begin Dataset entries

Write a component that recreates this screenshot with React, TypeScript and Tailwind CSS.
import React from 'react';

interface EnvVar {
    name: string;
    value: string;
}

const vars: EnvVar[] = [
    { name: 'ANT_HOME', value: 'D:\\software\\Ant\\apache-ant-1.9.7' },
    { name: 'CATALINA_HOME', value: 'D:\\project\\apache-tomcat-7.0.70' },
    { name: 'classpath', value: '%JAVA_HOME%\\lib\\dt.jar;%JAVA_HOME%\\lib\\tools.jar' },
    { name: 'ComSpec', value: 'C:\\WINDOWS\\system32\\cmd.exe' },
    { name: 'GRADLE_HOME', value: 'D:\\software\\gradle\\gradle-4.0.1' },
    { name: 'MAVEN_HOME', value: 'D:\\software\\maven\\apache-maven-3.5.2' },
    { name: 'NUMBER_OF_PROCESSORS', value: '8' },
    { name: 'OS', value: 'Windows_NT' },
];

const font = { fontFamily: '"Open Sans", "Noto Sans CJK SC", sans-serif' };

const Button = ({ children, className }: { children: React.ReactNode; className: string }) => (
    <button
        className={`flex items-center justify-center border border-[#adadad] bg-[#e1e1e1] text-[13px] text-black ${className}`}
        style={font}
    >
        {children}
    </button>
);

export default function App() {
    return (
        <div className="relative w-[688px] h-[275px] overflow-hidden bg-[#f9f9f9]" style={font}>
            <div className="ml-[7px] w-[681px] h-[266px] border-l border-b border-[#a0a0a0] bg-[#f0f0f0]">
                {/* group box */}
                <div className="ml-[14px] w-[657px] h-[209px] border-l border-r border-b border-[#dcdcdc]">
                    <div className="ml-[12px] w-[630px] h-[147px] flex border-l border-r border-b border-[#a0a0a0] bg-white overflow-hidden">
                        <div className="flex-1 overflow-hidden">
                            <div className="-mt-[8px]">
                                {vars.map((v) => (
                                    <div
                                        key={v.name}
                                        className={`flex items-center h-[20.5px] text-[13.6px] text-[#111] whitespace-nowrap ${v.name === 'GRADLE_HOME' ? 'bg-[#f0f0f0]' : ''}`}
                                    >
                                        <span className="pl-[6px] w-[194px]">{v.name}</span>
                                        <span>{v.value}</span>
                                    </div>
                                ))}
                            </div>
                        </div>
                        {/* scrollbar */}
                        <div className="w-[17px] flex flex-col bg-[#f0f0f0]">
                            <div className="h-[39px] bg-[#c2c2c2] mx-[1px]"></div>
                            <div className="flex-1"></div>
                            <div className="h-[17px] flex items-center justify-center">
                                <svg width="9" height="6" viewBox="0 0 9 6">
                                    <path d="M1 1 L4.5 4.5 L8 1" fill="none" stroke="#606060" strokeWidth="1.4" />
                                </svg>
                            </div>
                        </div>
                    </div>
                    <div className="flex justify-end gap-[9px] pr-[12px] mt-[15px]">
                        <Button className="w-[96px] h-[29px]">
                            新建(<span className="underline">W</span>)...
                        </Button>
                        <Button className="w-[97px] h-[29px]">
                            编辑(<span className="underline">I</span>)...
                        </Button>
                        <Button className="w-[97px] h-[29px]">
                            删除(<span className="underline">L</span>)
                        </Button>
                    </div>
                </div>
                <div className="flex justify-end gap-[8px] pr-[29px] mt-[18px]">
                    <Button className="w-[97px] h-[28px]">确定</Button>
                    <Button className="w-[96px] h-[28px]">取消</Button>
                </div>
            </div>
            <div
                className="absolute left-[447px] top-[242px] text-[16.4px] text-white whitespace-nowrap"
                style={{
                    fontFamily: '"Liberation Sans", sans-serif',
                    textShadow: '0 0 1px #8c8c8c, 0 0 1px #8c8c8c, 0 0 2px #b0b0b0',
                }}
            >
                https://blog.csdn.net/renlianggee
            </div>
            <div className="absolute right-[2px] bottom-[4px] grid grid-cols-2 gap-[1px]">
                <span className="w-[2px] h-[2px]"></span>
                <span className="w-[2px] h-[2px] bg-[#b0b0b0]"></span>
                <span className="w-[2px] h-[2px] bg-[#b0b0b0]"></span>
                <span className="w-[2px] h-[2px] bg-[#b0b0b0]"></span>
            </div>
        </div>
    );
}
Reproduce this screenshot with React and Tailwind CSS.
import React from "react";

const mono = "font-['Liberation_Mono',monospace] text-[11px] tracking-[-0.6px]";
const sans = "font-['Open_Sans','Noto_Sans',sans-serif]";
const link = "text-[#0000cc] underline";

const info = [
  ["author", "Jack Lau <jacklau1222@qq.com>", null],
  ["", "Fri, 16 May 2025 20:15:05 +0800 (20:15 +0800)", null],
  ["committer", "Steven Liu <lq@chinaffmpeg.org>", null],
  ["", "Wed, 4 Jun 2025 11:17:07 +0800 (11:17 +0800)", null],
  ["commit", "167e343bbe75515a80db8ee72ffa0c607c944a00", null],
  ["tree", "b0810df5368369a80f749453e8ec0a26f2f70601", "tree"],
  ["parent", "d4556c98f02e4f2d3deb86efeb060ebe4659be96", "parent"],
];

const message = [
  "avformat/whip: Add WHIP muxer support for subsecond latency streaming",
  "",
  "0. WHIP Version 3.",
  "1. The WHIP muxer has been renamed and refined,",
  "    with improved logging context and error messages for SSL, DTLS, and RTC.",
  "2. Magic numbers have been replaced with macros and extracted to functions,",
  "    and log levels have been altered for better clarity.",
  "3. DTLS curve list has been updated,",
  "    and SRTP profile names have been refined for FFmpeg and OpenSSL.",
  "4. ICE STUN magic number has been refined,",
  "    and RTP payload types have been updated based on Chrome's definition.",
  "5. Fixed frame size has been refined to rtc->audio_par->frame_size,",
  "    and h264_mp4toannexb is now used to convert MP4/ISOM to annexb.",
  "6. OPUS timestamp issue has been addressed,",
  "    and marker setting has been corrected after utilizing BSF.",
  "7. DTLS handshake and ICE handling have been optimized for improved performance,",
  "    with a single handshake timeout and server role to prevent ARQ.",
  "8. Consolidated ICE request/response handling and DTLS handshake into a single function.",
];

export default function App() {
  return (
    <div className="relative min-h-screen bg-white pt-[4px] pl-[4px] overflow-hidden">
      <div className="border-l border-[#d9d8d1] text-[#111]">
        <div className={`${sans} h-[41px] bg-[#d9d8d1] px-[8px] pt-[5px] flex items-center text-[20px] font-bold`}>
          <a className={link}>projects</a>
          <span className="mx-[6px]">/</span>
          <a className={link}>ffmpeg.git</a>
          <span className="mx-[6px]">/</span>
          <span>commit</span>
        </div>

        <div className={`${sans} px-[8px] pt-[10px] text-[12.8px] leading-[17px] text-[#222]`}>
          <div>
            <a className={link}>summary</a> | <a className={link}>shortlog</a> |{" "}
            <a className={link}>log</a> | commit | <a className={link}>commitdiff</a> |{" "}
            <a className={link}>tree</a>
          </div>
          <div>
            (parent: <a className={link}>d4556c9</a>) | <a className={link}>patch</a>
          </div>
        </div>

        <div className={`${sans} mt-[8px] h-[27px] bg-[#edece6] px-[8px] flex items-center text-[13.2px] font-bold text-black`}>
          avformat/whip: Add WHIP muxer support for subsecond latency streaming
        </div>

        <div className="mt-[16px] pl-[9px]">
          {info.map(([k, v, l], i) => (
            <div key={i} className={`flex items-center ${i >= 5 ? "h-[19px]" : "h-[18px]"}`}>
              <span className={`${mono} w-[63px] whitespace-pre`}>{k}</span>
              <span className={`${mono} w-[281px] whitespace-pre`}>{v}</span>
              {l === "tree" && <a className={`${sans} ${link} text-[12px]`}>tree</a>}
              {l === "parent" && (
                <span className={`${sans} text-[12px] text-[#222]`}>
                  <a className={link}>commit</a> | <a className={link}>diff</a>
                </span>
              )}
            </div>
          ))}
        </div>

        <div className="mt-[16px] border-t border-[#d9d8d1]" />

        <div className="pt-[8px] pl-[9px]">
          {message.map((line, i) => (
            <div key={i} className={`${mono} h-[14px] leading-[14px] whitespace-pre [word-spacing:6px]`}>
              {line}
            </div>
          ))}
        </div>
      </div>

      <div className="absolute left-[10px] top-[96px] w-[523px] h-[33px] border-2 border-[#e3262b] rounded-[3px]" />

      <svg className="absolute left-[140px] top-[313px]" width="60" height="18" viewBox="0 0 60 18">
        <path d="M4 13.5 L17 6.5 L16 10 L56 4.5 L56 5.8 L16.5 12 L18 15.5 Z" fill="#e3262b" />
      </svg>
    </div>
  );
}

end Dataset entries

**What is needed:** Identify the lines of the data that contain the word "screenshot". Copy each of them.

**Worked answer:**
Write a component that recreates this screenshot with React, TypeScript and Tailwind CSS.
Reproduce this screenshot with React and Tailwind CSS.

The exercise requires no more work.